For about fifteen years I have stood before groups of various ages and sizes and talked about things. Sometimes, to my audiences relief, I show pictures and slides and what formerly was called videotape, but now involves shoving a cassette into a VCR and pushing a button. At first I talked about psychology and then about fathering and then about crime and finally I talked about the psychological effect of fathering on crime. When some young man came into my office for a crime related interview I asked him the following question: What comes into your mind when I say the word father? Then, in my talks, I described how these young men would stare at the floor, and fidget, and stare at the floor some more until finally they said the young persons equivalent of, Not a damn thing!

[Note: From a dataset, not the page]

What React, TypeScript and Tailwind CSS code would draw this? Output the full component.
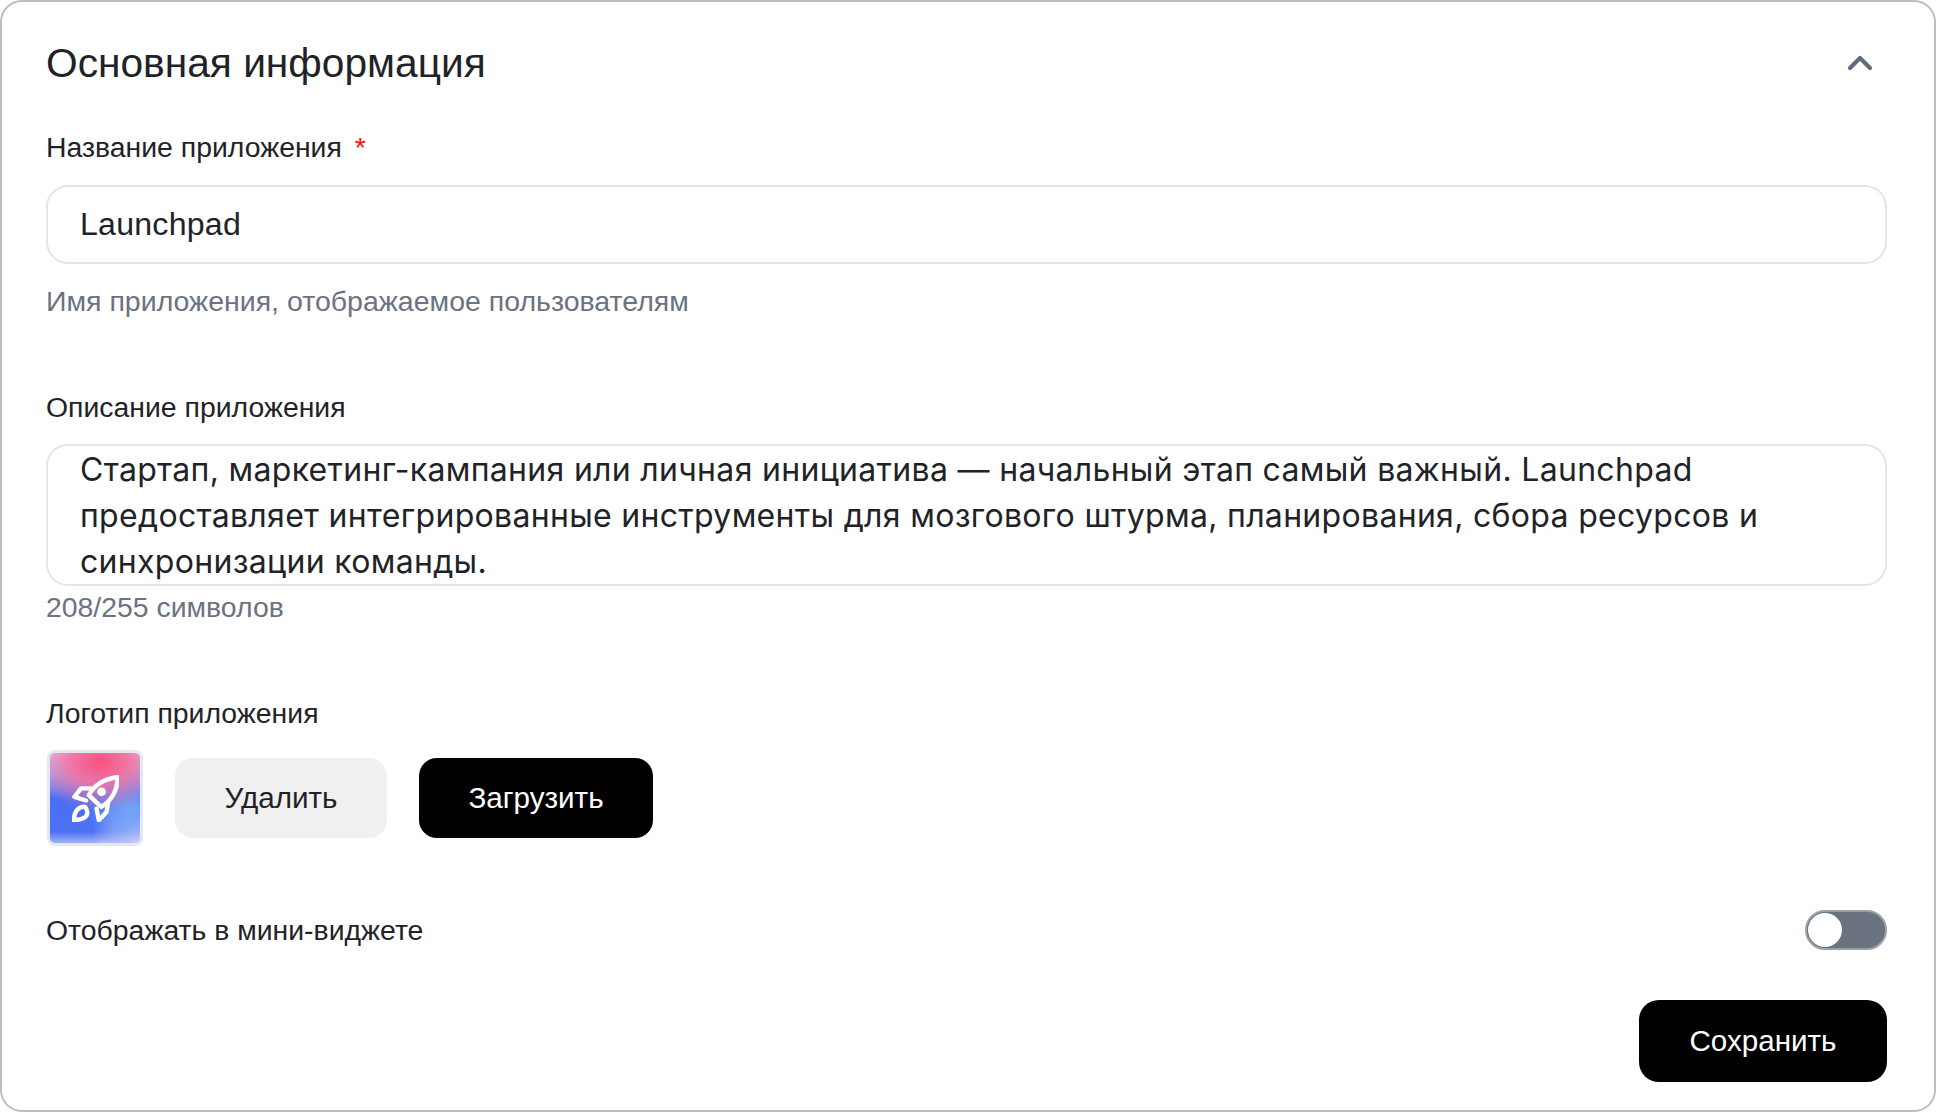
import { useState } from "react"

const font = "font-['Liberation_Sans',Arial,sans-serif]"

function Rocket() {
  return (
    <svg viewBox="0 0 140 140" className="h-[47px] w-[47px]" fill="none" stroke="white" strokeWidth="13" strokeLinejoin="round" strokeLinecap="round">
      <path d="M135 6C108 10 70 22 50 60L87 95C120 75 138 40 135 6Z" />
      <path d="M55 40L27 40L7 65L42 76" />
      <path d="M108 80L103 110L80 135L73 100" />
      <path d="M5 135C7 110 17 94 38 94C48 105 48 118 40 125C30 133 17 133 5 135Z" />
      <circle cx="88" cy="50" r="13" fill="white" stroke="none" />
    </svg>
  )
}

export default function App() {
  const [enabled] = useState(false)

  return (
    <div className={`${font} h-[1112px] w-full rounded-[22px] border-2 border-[#bdbdbd] bg-white pl-[44px] pr-[47px] text-[#1f2328]`}>
      <div className="flex h-[125px] items-center justify-between pb-[2px]">
        <h2 className="text-[40.7px] font-normal leading-none">Основная информация</h2>
        <svg viewBox="0 0 24 24" className="mb-[2px] mr-[7px] h-[40px] w-[40px]" fill="none" stroke="#5f6b7a" strokeWidth="2.5" strokeLinecap="round" strokeLinejoin="round">
          <path d="M6 15l6-6 6 6" />
        </svg>
      </div>

      <label className="block h-[40px] text-[28.4px] leading-[40px]">
        Название приложения <span className="ml-[5px] text-[#f01414]">*</span>
      </label>
      <input
        readOnly
        value="Launchpad"
        className="mt-[18px] block h-[79px] w-full rounded-[22px] border-2 border-[#e3e6e8] px-[32px] text-[32.1px] tracking-[0.25px] text-[#1f2328] outline-none"
      />
      <p className="mt-[17px] text-[28.5px] leading-[40px] text-[#6b7280]">Имя приложения, отображаемое пользователям</p>

      <label className="mt-[66px] block h-[40px] text-[28.4px] leading-[40px]">Описание приложения</label>
      <textarea
        readOnly
        value="Стартап, маркетинг-кампания или личная инициатива — начальный этап самый важный. Launchpad предоставляет интегрированные инструменты для мозгового штурма, планирования, сбора ресурсов и синхронизации команды."
        className="mt-[17px] block h-[142px] w-full resize-none overflow-hidden rounded-[22px] border-2 border-[#e3e6e8] px-[32px] pt-[1px] font-['Inter',sans-serif] text-[32px] leading-[46px] tracking-[0.31px] text-[#1f2328] outline-none"
      />
      <p className="mt-[1px] text-[28.4px] leading-[40px] text-[#6b7280]">208/255 символов</p>

      <label className="mt-[66px] block h-[40px] text-[28.4px] leading-[40px]">Логотип приложения</label>
      <div className="mt-[17px] flex items-center gap-[32px]">
        <div className="ml-[1px] flex h-[96px] w-[96px] items-center justify-center rounded-[8px] border-[3px] border-[#e6e7f4] bg-[radial-gradient(ellipse_70%_52%_at_55%_12%,#f9507f_0%,rgba(247,110,155,0.85)_45%,rgba(240,150,190,0)_100%),radial-gradient(circle_at_85%_62%,#6ea4f8_0%,rgba(110,164,248,0)_42%),radial-gradient(circle_at_100%_100%,#e6d8f8_0%,rgba(230,216,248,0)_38%),linear-gradient(#e2dcf4,#8f9ff5_30%,#4a6ff5_50%,#4d72f4_85%,#b4c4f6)] bg-origin-border">
          <Rocket />
        </div>
        <div className="flex items-center gap-[32px]">
          <button className="flex h-[80px] w-[212px] items-center justify-center rounded-[18px] bg-[#f0f0f0] text-[29.6px] text-[#1f2328]">Удалить</button>
          <button className="flex h-[80px] w-[234px] items-center justify-center rounded-[18px] bg-black text-[29.6px] text-white">Загрузить</button>
        </div>
      </div>

      <div className="mt-[64px] flex h-[40px] items-center justify-between">
        <span className="text-[28.4px]">Отображать в мини-виджете</span>
        <button className={`flex h-[40px] w-[82px] items-center rounded-full border-2 border-[#9aa1ad] bg-[#6b7280] pl-[1px] ${enabled ? "justify-end" : "justify-start"}`}>
          <span className="h-[34px] w-[34px] rounded-full bg-white" />
        </button>
      </div>

      <div className="mt-[50px] flex justify-end">
        <button className="flex h-[82px] w-[248px] items-center justify-center rounded-[20px] bg-black text-[29.6px] text-white">Сохранить</button>
      </div>
    </div>
  )
}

I would say, to my audiences, that for a young man not to have a clear idea that his father represented mature adult male functioning was less than wonderful. It was probably not good for young women either, and, if pressed, I would venture an opinion about the effect of the lack of a clear father image on girls, but generally I would say that I was a male, that my three children were male, and my father was male, so I didnt think I had enough personal experience to speak on the subject. But generally, at least back then, most of the people who were getting into trouble were boys or young men so I shared with my audiences the powerful and revealing events that occurred when I sought to get men on their way to court or in prison to talk about their relationship, or lack of relationship, with their fathers.

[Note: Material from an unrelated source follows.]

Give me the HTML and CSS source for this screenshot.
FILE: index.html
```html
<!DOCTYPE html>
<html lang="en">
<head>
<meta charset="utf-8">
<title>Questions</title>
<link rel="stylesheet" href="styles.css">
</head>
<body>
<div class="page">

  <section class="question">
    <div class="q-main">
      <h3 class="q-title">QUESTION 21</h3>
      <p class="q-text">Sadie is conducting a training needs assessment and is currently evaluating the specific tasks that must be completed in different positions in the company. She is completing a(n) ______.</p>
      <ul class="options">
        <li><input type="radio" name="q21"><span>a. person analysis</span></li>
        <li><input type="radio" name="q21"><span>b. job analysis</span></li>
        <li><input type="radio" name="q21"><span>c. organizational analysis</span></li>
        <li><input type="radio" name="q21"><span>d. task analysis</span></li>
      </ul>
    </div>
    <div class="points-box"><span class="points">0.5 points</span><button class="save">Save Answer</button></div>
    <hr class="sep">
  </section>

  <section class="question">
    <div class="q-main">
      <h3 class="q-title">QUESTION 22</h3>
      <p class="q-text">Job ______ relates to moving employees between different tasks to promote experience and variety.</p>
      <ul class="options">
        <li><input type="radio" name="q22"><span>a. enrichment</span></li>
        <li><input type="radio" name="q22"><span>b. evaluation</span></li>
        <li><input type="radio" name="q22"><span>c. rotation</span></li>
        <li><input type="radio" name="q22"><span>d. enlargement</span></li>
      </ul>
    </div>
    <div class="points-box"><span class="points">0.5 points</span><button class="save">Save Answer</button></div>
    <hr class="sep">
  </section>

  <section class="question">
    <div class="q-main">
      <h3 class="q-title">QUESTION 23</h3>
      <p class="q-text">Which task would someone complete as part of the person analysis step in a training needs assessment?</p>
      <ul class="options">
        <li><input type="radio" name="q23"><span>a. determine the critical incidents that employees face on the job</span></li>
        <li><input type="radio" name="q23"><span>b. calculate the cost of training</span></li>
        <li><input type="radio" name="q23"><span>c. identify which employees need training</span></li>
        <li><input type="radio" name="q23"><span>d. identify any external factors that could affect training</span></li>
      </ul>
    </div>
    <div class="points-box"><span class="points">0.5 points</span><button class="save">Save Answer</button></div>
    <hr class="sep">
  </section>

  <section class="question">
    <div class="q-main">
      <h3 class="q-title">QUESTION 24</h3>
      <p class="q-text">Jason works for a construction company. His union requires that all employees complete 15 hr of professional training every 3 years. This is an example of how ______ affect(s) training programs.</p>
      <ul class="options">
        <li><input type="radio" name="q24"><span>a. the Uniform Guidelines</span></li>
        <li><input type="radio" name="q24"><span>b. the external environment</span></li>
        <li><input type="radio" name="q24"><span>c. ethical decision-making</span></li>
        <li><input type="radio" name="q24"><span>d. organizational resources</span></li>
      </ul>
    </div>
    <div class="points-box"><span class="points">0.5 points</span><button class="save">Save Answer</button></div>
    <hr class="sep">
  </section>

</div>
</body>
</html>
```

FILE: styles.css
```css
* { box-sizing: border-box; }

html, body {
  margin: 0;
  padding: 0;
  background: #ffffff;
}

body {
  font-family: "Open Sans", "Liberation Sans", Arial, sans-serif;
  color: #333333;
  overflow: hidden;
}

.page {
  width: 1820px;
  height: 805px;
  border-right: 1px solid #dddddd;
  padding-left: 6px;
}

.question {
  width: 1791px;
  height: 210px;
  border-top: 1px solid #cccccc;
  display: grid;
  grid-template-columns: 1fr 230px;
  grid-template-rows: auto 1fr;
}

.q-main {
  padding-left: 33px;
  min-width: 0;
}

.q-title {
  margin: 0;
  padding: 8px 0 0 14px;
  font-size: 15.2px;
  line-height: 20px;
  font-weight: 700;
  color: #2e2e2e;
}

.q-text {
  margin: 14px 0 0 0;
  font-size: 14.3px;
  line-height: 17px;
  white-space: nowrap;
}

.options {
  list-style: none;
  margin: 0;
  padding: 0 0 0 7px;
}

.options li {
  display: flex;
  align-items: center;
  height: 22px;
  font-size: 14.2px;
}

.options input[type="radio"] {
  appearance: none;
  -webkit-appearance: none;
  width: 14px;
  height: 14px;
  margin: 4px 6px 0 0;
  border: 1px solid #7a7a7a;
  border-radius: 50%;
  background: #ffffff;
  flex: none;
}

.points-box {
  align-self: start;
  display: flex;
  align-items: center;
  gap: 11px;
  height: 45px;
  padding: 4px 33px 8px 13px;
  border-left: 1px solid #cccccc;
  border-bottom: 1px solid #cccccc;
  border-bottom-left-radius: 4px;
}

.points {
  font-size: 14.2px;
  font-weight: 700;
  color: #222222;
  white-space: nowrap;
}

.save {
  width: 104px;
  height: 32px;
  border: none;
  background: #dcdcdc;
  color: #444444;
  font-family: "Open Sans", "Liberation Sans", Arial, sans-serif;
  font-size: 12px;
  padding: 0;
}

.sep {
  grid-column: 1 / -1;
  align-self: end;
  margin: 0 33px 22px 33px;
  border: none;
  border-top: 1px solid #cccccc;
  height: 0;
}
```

Methodically, perhaps even laboriously, I would then draw my conclusion; there seems to be something about fatherlessness that makes it more likely that a man will end up in jail or some such movement-denying institution. I would present this conclusion to my audience, which, by and large, consisted of men and women who were very familiar with the image that came to their own minds when one said, or thought, the word father.

But last week I noticed a change. I saw for the first time that the audience to whom I was presenting my conclusions – working class college students – were, in an important way, themselves members of the population I was describing. The inmates I talked about revealed angry, sad, anxious, or apathetic feelings about this hole in their lives called father. But for the first time I noticed that the large majority of the audience too had an unclear image of their fathers. Both in the subjects of the presentation, and in the recipients of the presentation, there was a decided lack of father consciousness. As I completed my presentation they looked at me with confusion, sadness, or boredom. As a teacher confirmed for me later, just about all of the students were lacking a father.

I felt a sense of vertigo. Before, there would be predictable responses; some women would be angry – Are you saying we are not adequate to parent our children? Some man would tearfully tell a story of losing his relationship with his father, or his children, and then rediscovering it in mid-life. But this time there was none of that. Instead, there was puzzlement, a kind of bemused confusion; What do you mean by this father?

Suddenly it was like trying to explain the nature of the sound of crashing waves to someone who was born deaf, or the beauty of a geometric equation to someone who, like me, is math-impaired. I started thinking about Martin Heidegger, the German philosopher, who said, among other things, that the world was coming to an end. He said that the world was coming to an end not due to a prospective nuclear holocaust or overpopulation or environmental catastrophe but rather because fewer and fewer human beings participated in the creative elaboration of things. He said that the world would fall out of existence because the objects and events of the world, from an apple to a flower to a father, require detailed, loving, repeated description by people if they are to survive. If a tree falls in the forest and no one hears, it may emit sonic waves, but sound is a deeply personal human experience, unique and rich and transitory. The falling will be unnoticed, undescribed, essentially silent. In the human world, things fall out of existence because no one cares enough to know them.

For the first time, as I stood before a large audience of modern students, I felt that the word father had become a term from a foreign language, an ancient language, a language that has fallen out of use and now is solely of interest to archaeologists. Some students wanted to learn more about this strange new concept. Others couldn’t have cares less. But for nearly all of them the fatherhood was a construct as old fashioned as wide ties and tight shorts.

Affected by this change, I began to ask fundamental questions; does a person have to be a male to be a father? Are we moving beyond or away from fatherhood because we are moving beyond or away from masculinity? Do we no longer nurture the image of fatherhood because we no longer want to nurture the image of masculinity?

More importantly, what kind of identity will our boys grow into if it is no longer possible for them to become men? Does the disappearance of the father from our experience mean that our culture will become homogenous, and how is this lack of diversity which even now is spreading like a silent plague, affecting our children’s development?

As I sat signing books after the presentation a Hispanic woman approached me and wondered how she could help her teen-age son, who had lost his father to divorce, become a healthy, productive man. She clearly cared deeply about her son and I thought, and said, how lucky he was to have such a mother. And maybe, if his father is responsible and she is accepting, I said, he may come back into his life. Maybe the hole her son feels about his father is the same hole the father feels about his son, and they will be drawn together like planets approaching each others sphere of gravity.

She smiled, knowing what she knew about her son, and his father, but was not willing at that moment to share.

If its not too late, she said, If its not too late.